If not always verbal, music has the power to express opinions, it can empirically manifest one’s ideas, or it can accompany, encourage and incite the expression of repressed feelings.  As Jacques Attali declares in his seminal book Noise: The Political Economy of Music, “Music is prophecy. Its styles and economic organization are ahead of the rest of society because it explores, much faster than material reality can, the entire range of possibilities in a given code. It makes audible the new world that will gradually become visible, that will impose itself and regulate the order of things; it is not only the image of things, but the transcending of the everyday, the herald of the future” (Attali, 1985: 11). Prophecy or not, there are plenty of examples of groundbreaking music, from Gil Scott Heron’s The Revolution Will Not Be Televised (1971) that represented the elusive nature of political culture in Nixon’s America, to patriotic resistance songs, such as No Country Is Alone (Matiisen and Leesment, 1987) in Soviet Estonia.

Christopher Small’s thesis of musicking being both about existing relationships as well as about those that are yet to come can be expanded with the idea of prophecy, the idea of music as a container full of revolutionary potential, as a means of imagining an alternative world.  As other previously mentioned authors, Frith too underlines the importance of music in the construction of our sense of identity, time and sociability that situate us in imaginative cultural narratives (Frith, 1996). Music, as other forms of art, can be a way of dreaming, but also a way of portraying new realities, as DeNora says, music is a resource that provides affordances for world building (2000: 44).  Attali goes even further to assert that sound, whether constructed as music or noise, is the most important component in the construction of a community or other social entity (Attali, 1985). According to the author, all music or any organization of sound is a tool for the creation of consolidation of a community. Just as church bells used to mark the counting of time and summon villagers to mass, La Marseillaise was meant to mobilize and motivate the Frenchmen to fight for the patria; work songs synchronized the cutting of crops, capoeira was born as a secret martial arts practice among Brazilian slaves, and hip hop aimed to denounce injustice and show opposition to the urban transformation projects. What must be asked then is who is in control of the music? Whose interests does the consolidation of a community serve?

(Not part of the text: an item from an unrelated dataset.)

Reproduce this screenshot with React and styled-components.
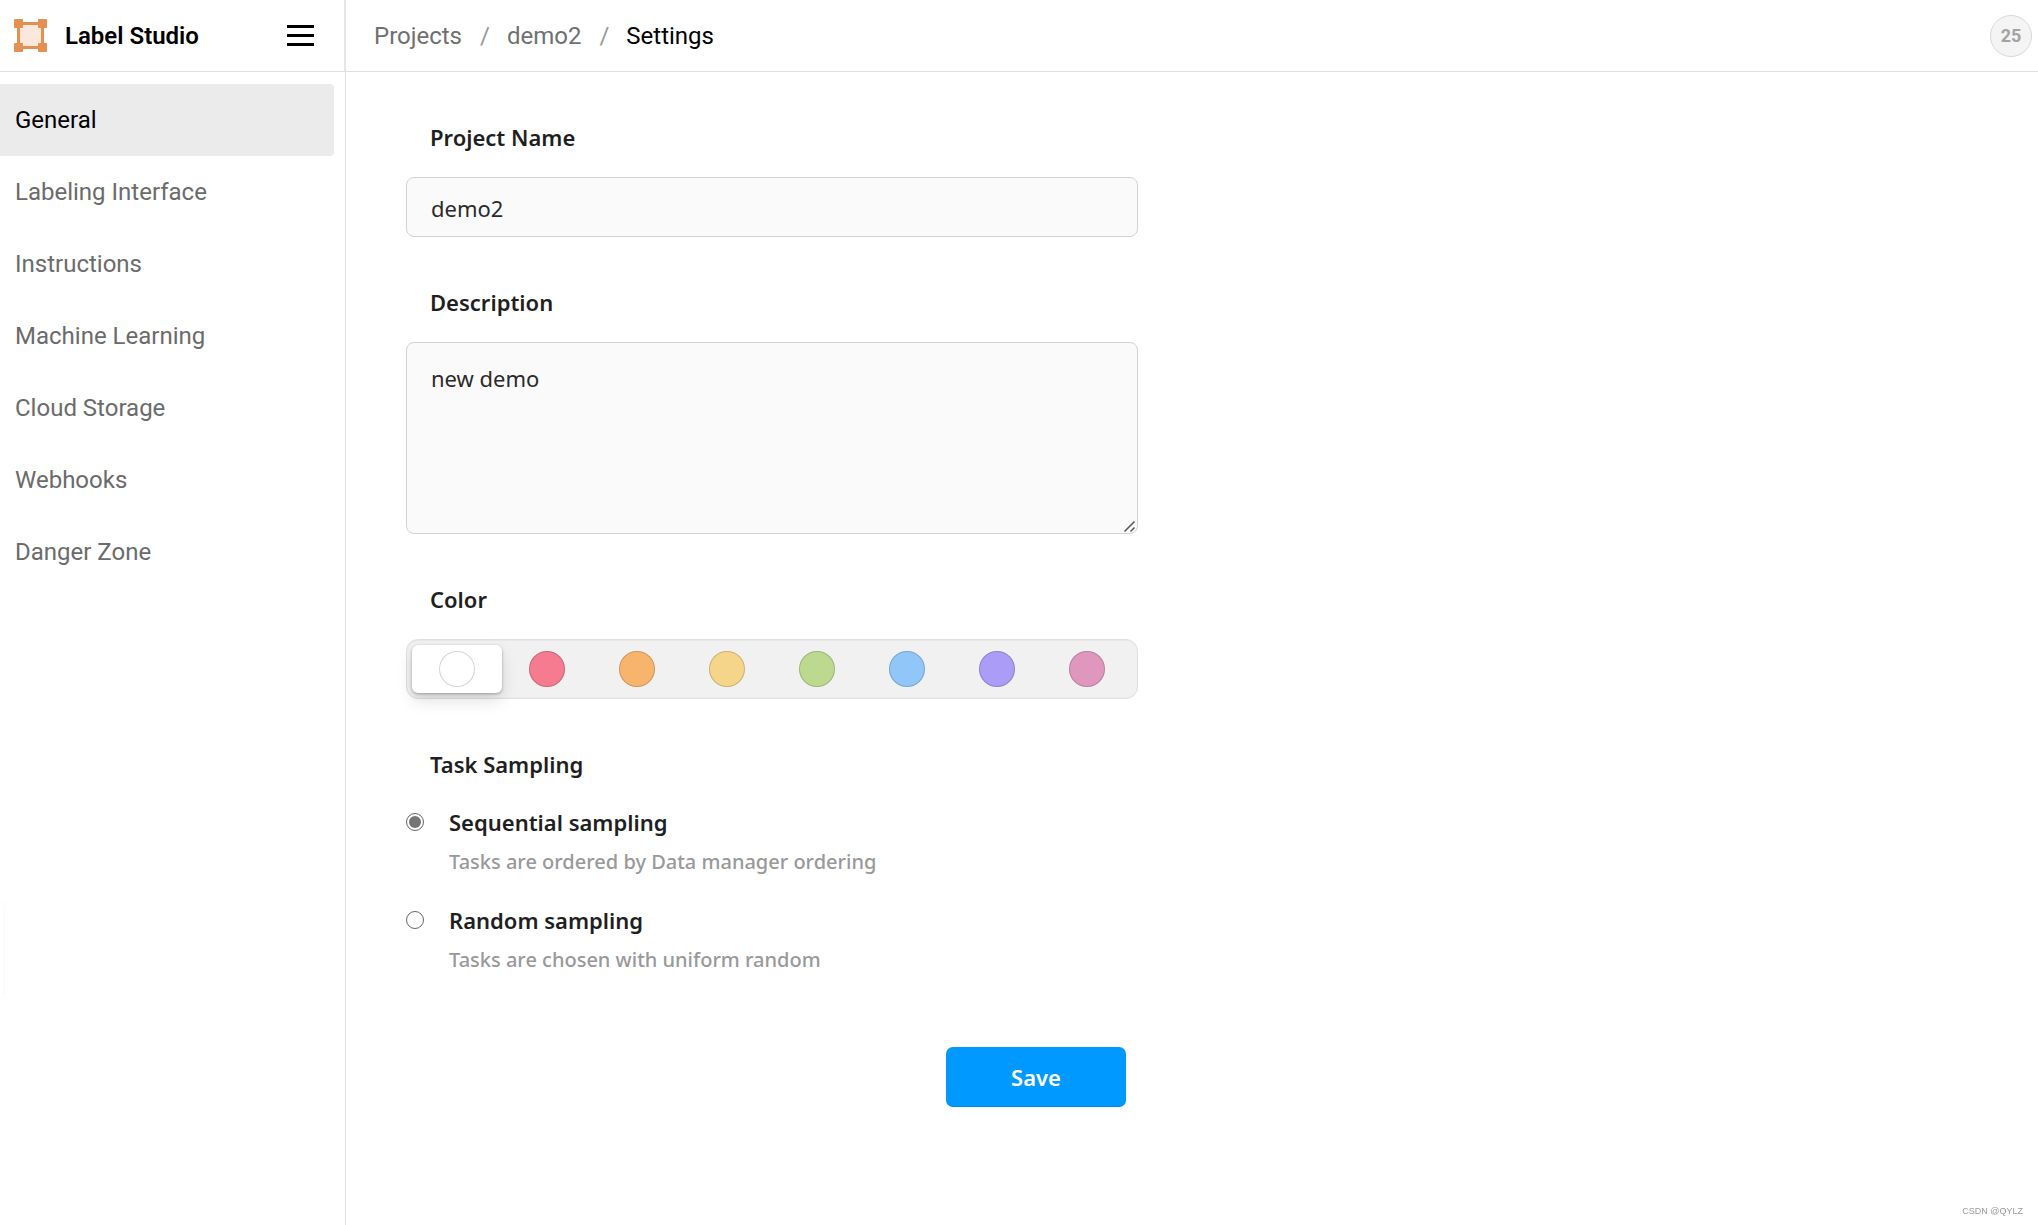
import React, { useState } from "react";
import styled, { createGlobalStyle } from "styled-components";

const GlobalStyle = createGlobalStyle`
  *, *::before, *::after { box-sizing: border-box; }
  body {
    margin: 0;
    background: #fff;
    color: #1f1f1f;
    font-family: "Noto Sans", "Open Sans", sans-serif;
    font-size: 22px;
    line-height: 36px;
  }
`;

const Page = styled.div`
  display: grid;
  grid-template-columns: 346px minmax(0, 1fr);
  grid-template-rows: 72px 1fr;
  min-height: 100vh;
`;

const Brand = styled.div`
  display: flex;
  align-items: center;
  justify-content: space-between;
  padding: 0 30px 0 14px;
  border-right: 2px solid #e6e6e6;
  border-bottom: 1px solid #e0e0e0;
`;

const BrandLink = styled.a`
  display: flex;
  align-items: center;
  gap: 18px;
  color: #000;
  font-family: Roboto, sans-serif;
  font-size: 24px;
  font-weight: 600;
  text-decoration: none;
`;

const MenuButton = styled.button`
  display: flex;
  flex-direction: column;
  gap: 6px;
  padding: 0;
  border: 0;
  background: none;
  cursor: pointer;
`;

const MenuBar = styled.span`
  width: 27px;
  height: 3px;
  background: #000;
`;

const TopBar = styled.header`
  display: flex;
  align-items: center;
  justify-content: space-between;
  padding: 0 6px 0 28px;
  border-bottom: 1px solid #e0e0e0;
  font-family: Roboto, sans-serif;
  font-size: 24px;
`;

const Crumbs = styled.ol`
  display: flex;
  gap: 17px;
  margin: 0;
  padding: 0;
  list-style: none;
`;

const Crumb = styled.li`
  display: flex;
  gap: 18px;
  color: #000;

  &:not(:last-child)::after {
    content: "/";
    color: #999;
  }
`;

const CrumbLink = styled.a`
  color: #707070;
  text-decoration: none;
`;

const UserBadge = styled.button`
  width: 42px;
  height: 42px;
  padding: 0;
  border: 1px solid #d9d9d9;
  border-radius: 50%;
  background: #f4f4f4;
  color: #a3a3a3;
  font-family: Roboto, sans-serif;
  font-size: 18px;
  font-weight: 700;
`;

const Sidebar = styled.nav`
  display: flex;
  flex-direction: column;
  padding: 12px 11px 12px 0;
  border-right: 1px solid #e0e0e0;
`;

const NavLink = styled.a`
  display: flex;
  align-items: center;
  height: 72px;
  padding: 0 15px;
  border-radius: 0 4px 4px 0;
  background: ${(p) => (p.$active ? "#ebebeb" : "transparent")};
  color: ${(p) => (p.$active ? "#000" : "#6b6b6b")};
  font-family: Roboto, sans-serif;
  font-size: 24px;
  text-decoration: none;
`;

const Main = styled.main`
  padding: 0 60px 60px;
`;

const Form = styled.form`
  display: flex;
  flex-direction: column;
  max-width: 732px;
`;

const Field = styled.div`
  display: flex;
  flex-direction: column;
  gap: 22px;
  padding-top: 47px;
`;

const FieldSet = styled.fieldset`
  min-width: 0;
  margin: 0;
  padding: 47px 0 0;
  border: 0;
`;

const FieldLabel = styled.label`
  padding: 0 24px;
  font-weight: 600;
`;

const Legend = styled.legend`
  float: left;
  width: 100%;
  margin-bottom: 22px;
  padding: 0 24px;
  font-weight: 600;
`;

const TextInput = styled.input`
  width: 100%;
  height: 60px;
  padding: 1px 24px 0;
  border: 1px solid #d2d2d2;
  border-radius: 8px;
  background: #fafafa;
  color: #2b2b2b;
  font: inherit;
`;

const TextArea = styled.textarea`
  display: block;
  width: 100%;
  height: 192px;
  padding: 17px 24px;
  border: 1px solid #d2d2d2;
  border-radius: 8px;
  background: #fafafa;
  color: #2b2b2b;
  font: inherit;
  resize: vertical;

  &::-webkit-resizer {
    background: url("data:image/svg+xml,%3Csvg xmlns='http://www.w3.org/2000/svg' width='15' height='15'%3E%3Cpath d='M2.5 13.5l10-10M8.5 13.5l4-4' stroke='%23555' stroke-width='1.5'/%3E%3C/svg%3E") no-repeat right bottom;
  }
`;

const Palette = styled.div`
  clear: both;
  display: flex;
  height: 60px;
  padding: 5px;
  border: 1px solid #e0e0e0;
  border-radius: 12px;
  background: #f1f1f1;
  box-shadow: inset 0 1px 0 rgba(0, 0, 0, 0.04), inset 0 -1px 0 rgba(0, 0, 0, 0.02);
`;

const SwatchLabel = styled.label`
  display: flex;
  flex: 1;
  align-items: center;
  justify-content: center;
  border-radius: 6px;
  cursor: pointer;

  &:has(input:checked) {
    background: #fff;
    box-shadow: 0 1px 3px rgba(0, 0, 0, 0.3), 0 8px 16px rgba(0, 0, 0, 0.12);
  }
`;

const Swatch = styled.input`
  appearance: none;
  width: 36px;
  height: 36px;
  margin: 0;
  border-radius: 50%;
  background: ${(p) => p.$color};
  box-shadow: inset 0 0 0 1px rgba(0, 0, 0, 0.17);
  cursor: pointer;
`;

const Options = styled.div`
  clear: both;
  display: flex;
  flex-direction: column;
  gap: 22px;
`;

const Option = styled.div`
  display: grid;
  grid-template-columns: 18px 1fr;
  column-gap: 25px;
  row-gap: 4px;
  align-items: center;
`;

const Radio = styled.input`
  appearance: none;
  display: grid;
  place-items: center;
  width: 18px;
  height: 18px;
  margin: 0;
  border: 1px solid #666;
  border-radius: 50%;
  background: #fff;

  &:checked::before {
    content: "";
    width: 12px;
    height: 12px;
    border-radius: 50%;
    background: #757575;
  }
`;

const OptionLabel = styled.label`
  font-weight: 600;
`;

const Hint = styled.p`
  grid-column: 2;
  margin: 0;
  color: #999;
  font-size: 20px;
  font-weight: 500;
`;

const Actions = styled.div`
  display: flex;
  justify-content: flex-end;
  padding: 69px 12px 0;
`;

const SaveButton = styled.button`
  width: 180px;
  height: 60px;
  padding: 0;
  border: 0;
  border-radius: 7px;
  background: #0099ff;
  box-shadow: inset 0 -1px 0 rgba(0, 0, 0, 0.1);
  color: #fff;
  font: inherit;
  font-weight: 600;
  cursor: pointer;
`;

const EdgeHandle = styled.div`
  position: fixed;
  left: 0;
  top: 904px;
  width: 3px;
  height: 92px;
  background: #fff;
  box-shadow: 0 0 6px rgba(0, 0, 0, 0.06);
`;

const Watermark = styled.div`
  position: fixed;
  right: 15px;
  bottom: 8px;
  color: #999;
  font-family: "Liberation Sans", Arial, sans-serif;
  font-size: 9px;
  line-height: 12px;
`;

const sections = [
  "General",
  "Labeling Interface",
  "Instructions",
  "Machine Learning",
  "Cloud Storage",
  "Webhooks",
  "Danger Zone",
];

const colors = [
  { name: "White", value: "#ffffff" },
  { name: "Red", value: "#f67a90" },
  { name: "Orange", value: "#f8b46d" },
  { name: "Yellow", value: "#f4d58a" },
  { name: "Green", value: "#bdd990" },
  { name: "Blue", value: "#91c6f9" },
  { name: "Violet", value: "#ab9cf8" },
  { name: "Pink", value: "#e097bd" },
];

const samplings = [
  { id: "sequential", label: "Sequential sampling", hint: "Tasks are ordered by Data manager ordering" },
  { id: "random", label: "Random sampling", hint: "Tasks are chosen with uniform random" },
];

function Logo() {
  return (
    <svg width="33" height="33" viewBox="0 0 33 33" aria-hidden="true">
      <rect x="4.5" y="4.5" width="24" height="24" fill="#fbe8dd" stroke="#e58f50" strokeWidth="3" />
      <g fill="#e58f50">
        <rect width="9" height="9" rx="1" />
        <rect x="24" width="9" height="9" rx="1" />
        <rect y="24" width="9" height="9" rx="1" />
        <rect x="24" y="24" width="9" height="9" rx="1" />
      </g>
    </svg>
  );
}

export default function App() {
  const [name, setName] = useState("demo2");
  const [description, setDescription] = useState("new demo");
  const [color, setColor] = useState("White");
  const [sampling, setSampling] = useState("sequential");

  return (
    <>
      <GlobalStyle />
      <Page>
        <Brand>
          <BrandLink href="#home">
            <Logo />
            Label Studio
          </BrandLink>
          <MenuButton type="button" aria-label="Menu">
            <MenuBar />
            <MenuBar />
            <MenuBar />
          </MenuButton>
        </Brand>
        <TopBar>
          <Crumbs>
            <Crumb><CrumbLink href="#projects">Projects</CrumbLink></Crumb>
            <Crumb><CrumbLink href="#demo2">demo2</CrumbLink></Crumb>
            <Crumb aria-current="page">Settings</Crumb>
          </Crumbs>
          <UserBadge type="button">25</UserBadge>
        </TopBar>
        <Sidebar>
          {sections.map((section, i) => (
            <NavLink key={section} href="#settings" $active={i === 0}>{section}</NavLink>
          ))}
        </Sidebar>
        <Main>
          <Form onSubmit={(e) => e.preventDefault()}>
            <Field>
              <FieldLabel htmlFor="name">Project Name</FieldLabel>
              <TextInput id="name" value={name} onChange={(e) => setName(e.target.value)} />
            </Field>
            <Field>
              <FieldLabel htmlFor="description">Description</FieldLabel>
              <TextArea id="description" value={description} onChange={(e) => setDescription(e.target.value)} />
            </Field>
            <FieldSet>
              <Legend>Color</Legend>
              <Palette>
                {colors.map((c) => (
                  <SwatchLabel key={c.name}>
                    <Swatch
                      type="radio"
                      name="color"
                      aria-label={c.name}
                      $color={c.value}
                      checked={color === c.name}
                      onChange={() => setColor(c.name)}
                    />
                  </SwatchLabel>
                ))}
              </Palette>
            </FieldSet>
            <FieldSet>
              <Legend>Task Sampling</Legend>
              <Options>
                {samplings.map((s) => (
                  <Option key={s.id}>
                    <Radio
                      type="radio"
                      name="sampling"
                      id={s.id}
                      checked={sampling === s.id}
                      onChange={() => setSampling(s.id)}
                    />
                    <OptionLabel htmlFor={s.id}>{s.label}</OptionLabel>
                    <Hint>{s.hint}</Hint>
                  </Option>
                ))}
              </Options>
            </FieldSet>
            <Actions>
              <SaveButton type="submit">Save</SaveButton>
            </Actions>
          </Form>
        </Main>
      </Page>
      <EdgeHandle />
      <Watermark>CSDN @QYLZ</Watermark>
    </>
  );
}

In a study of the nationalization of rap in Cuba, Geoffrey Baker asserts that “music-making can enable a community to generate rather than simply embody a different social order and a distinct set of moral values,” (2006: 225) further developing the idea of music representing a potential change. According to Baker, the collective practice of music is not only an ambiguous embodied experience, but one that can lead to actual deeds. This study focuses on how space can be changed through the practice of music. This far we have seen that musicking is about relationships that are established in the place where music making happens; therefore music also concerns the place where it happens. Consequently, musicking is not only about the existing and future relationships between persons, but also about the relationships that are established with the environment, with spaces that are dwelled through music and with places that appropriated through musical practice. Music is more than decorative art; rather, it is a medium of negotiating and transforming hierarchies of place and social order (Stokes, 1994; DeNora, 2000). It provides affordances for transforming space.


[1] The Man Who Mistook His Wife for a Hat and Other Clinical Tales (1985) is Sacks’ most famous book. One of the chapters is dedicated on the case of the British musicologist Clive Wearing who was left with a memory of a few seconds after suffering from herpes encephalitis.